Larchick v. Pollock Factual Background
The parties had only been married 10 months when Wife served Husband with Petition for Legal Separation that she later converted to a divorce.
During the marriage, Wife created an LLC and purchased a building to run the operations of the business. At trial, Husband claimed a community interest in both the increased value of the business and the office. Wife objected. Trial court entered orders dividing most of the property and dissolving marriage but did not address the Business or the Office. Instead, the court scheduled a second trial (now post-divorce) regarding that matter.
Before the second trial, Husband timely disclosed a “calculation of value” report created by his expert that claimed the Business increased in value $546,041 during the marriage, but he wrote that his valuation. Wife retained an expert claiming it was only a $93,000 value. Wife included this information in her Pretrial Statement.
Husband’s expert wrote that his report was essentially insufficient for trial. Mother’s counsel asked to qualify him and pointed this out. The trial court ruled his testimony was inadmissible because “he failed to ‘follow all possible methods that an expert should be using, all reliable methodology.’”
After excluding Husband’s witness, Husband tried calling Mother’s expert witness. Wife objected because she, not Husband, has subpoenaed her witness. Court sustained the objection.
Wife then asked for a directed verdict (i.e., she is asking the Court to rule that Husband failed to prove his case; therefore, she wins without having to present her evidence). The Court granted her directed verdict and granted her attorney’s fees, even though it found she made substantially more than Husband.
THE COURT OF APPEALS RULING
- The family court must divide the property at the time it divorces the parties. Under A.R.S. §25-318, community property must be divided at the same time the parties divorce. The trial court cannot divorce the parties and hold onto divide property at a later as the trial court did here.
- The Court, not witnesses, determines what is admissible at trial. The trial court improperly deferred to Father’s expert’s understanding of admissible evidence. The Standard for qualifying a witness as an expert is if they have specialized knowledge that will help the trier of fact understand the evidence or determine a fact at issue. While 702 is a gatekeeping rule, it does not take the place of the adversarial system. Further, nothing in 702 requires experts to consider all possible methods. Father’s expert’s methods might have been vulnerable on cross-examination, but it was not rendered inadmissible simply because the expert called its admissibility into question. And just because his method is short of the gold standard does not mean it is inadmissible. “To the extent the family court excluded Father’s expert’s testimony because he ‘did not follow all possible methods,’” it erred.
- “A party may call to the witness stand any witness properly noticed and present.” It does not matter who subpoenaed the witness; if they are present and willing to testify, either party may call them to the stand.
- Because Wife’s own expert admitted the business increased in value by $93,000.00 during the marriage, there was admissible evidence of increase in value. Wife cited her expert’s opinion in her pretrial statement. This is admissible as a statement by an opposing party under Arizona Rules of Evidence Rule 801(d)(2)(D).
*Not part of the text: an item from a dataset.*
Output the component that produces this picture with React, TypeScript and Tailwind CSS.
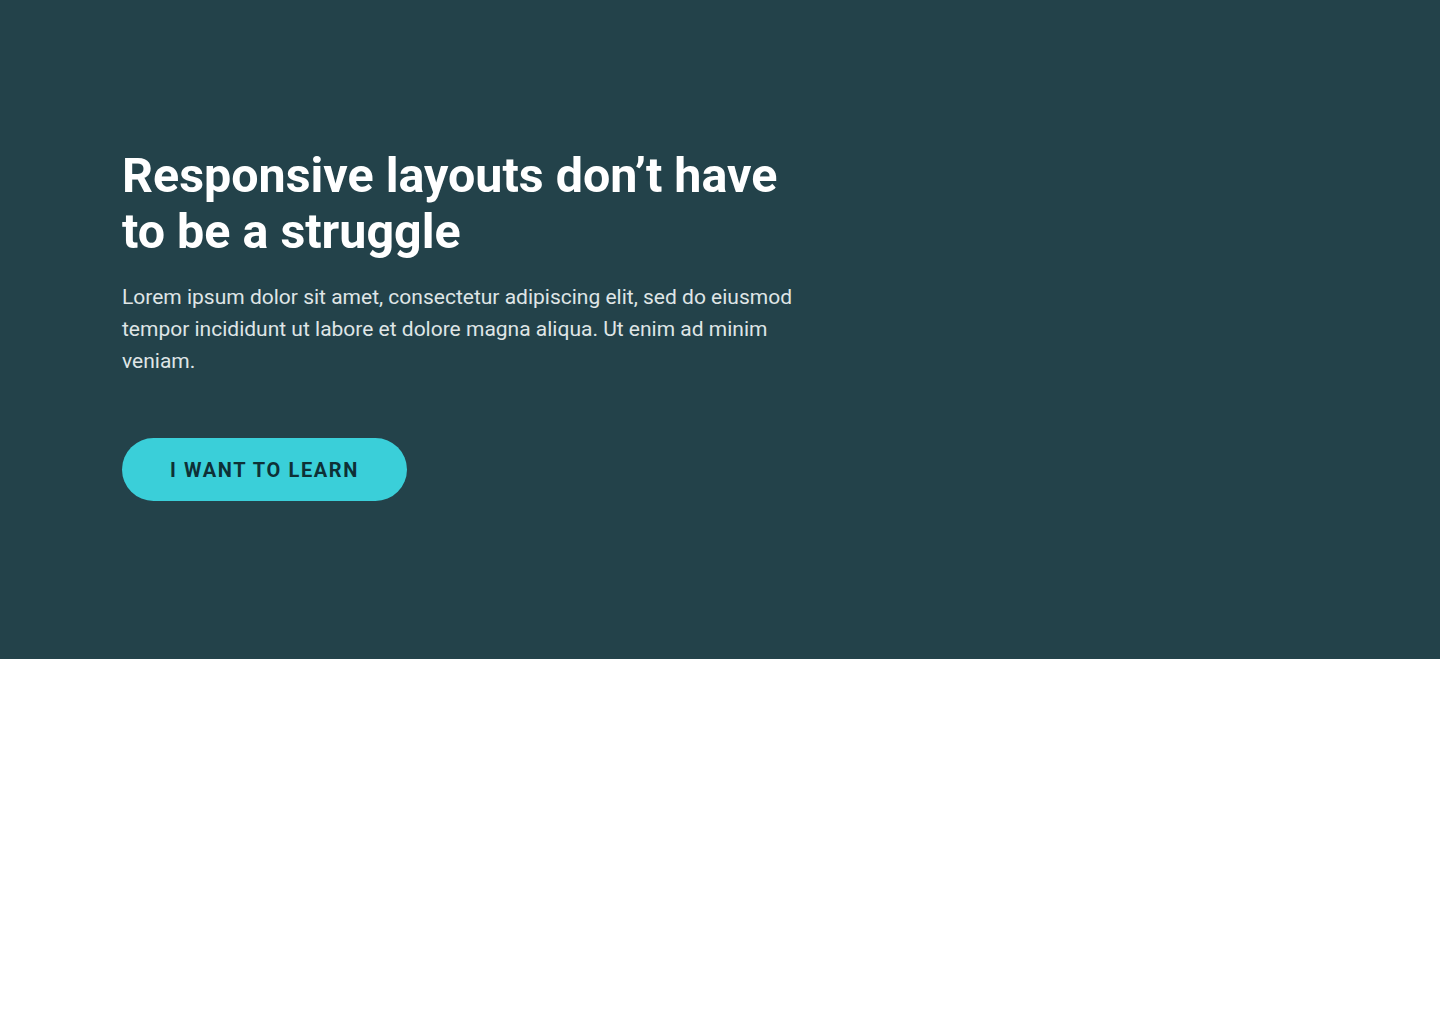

- When a spouse claims that something purchased during the marriage is their sole and separate property, they have the burden of proving that the purchase was made with their sole and separate funds. “When a claim is made that property purchased during the existence of a marriage is the separate property of one of the spouses, the fund with which such property was acquired must be clearly shown to have been the separate property of such spouse.” Wife did not prove the source of the funds to purchase the office. Although she asserted she paid them with sole and separate funds, she did not provide the source of those funds. The evidence, therefore, does not support the trial court’s finding.
RELATED CASES
Dole v. Blair, 248 Ariz. 629 (App. 2020). The parties owned a marital residence in which Mother lived, and a rental property that Husband moved into when the parties separated. Citing the children’s best interests, the trial judge (the same judge as the one in Larchick) ordered the parties to hold the homes as joint tenants with right of survivorship for six years until the youngest child turned 18. The Court of Appeals ruled this was error. A.R.S § 25-318 requires property to be divided at the time the marriage is dissolved. Under Koelsch v. Koelsch, 148 Ariz. 176 (1986), each party is to receive an immediate, present, and vested separate property interest in the property awarded to them at the time of the divorce.
Benson v. Hunter, 23 Ariz. 132 (1921). All property acquired during the marriage and all business conducted during the marriage is presumed to be community property, absent evidence to the contrary.
Brebaugh v. Deane, 211 Ariz. 95 (App. 2005). While better known as the leading case in Arizona on how unvested stock options are divided in a divorce, this case sets forth that the standard for rebutting the presumption is clear and convincing evidence.
Gordon v. Industrial Comm’n, 533 P.2d 1194 (Ariz. App. 1975). “The purpose of a subpoena is to obtain the presence of a witness at the hearing. Once that witness is present, barring any sort of privilege, generally, either party may call him to testify.”
Garcia v. Indus. Comm’n, 511 P.2d 687 (Ariz. App. 1973). A witness can testify without being subpoenaed.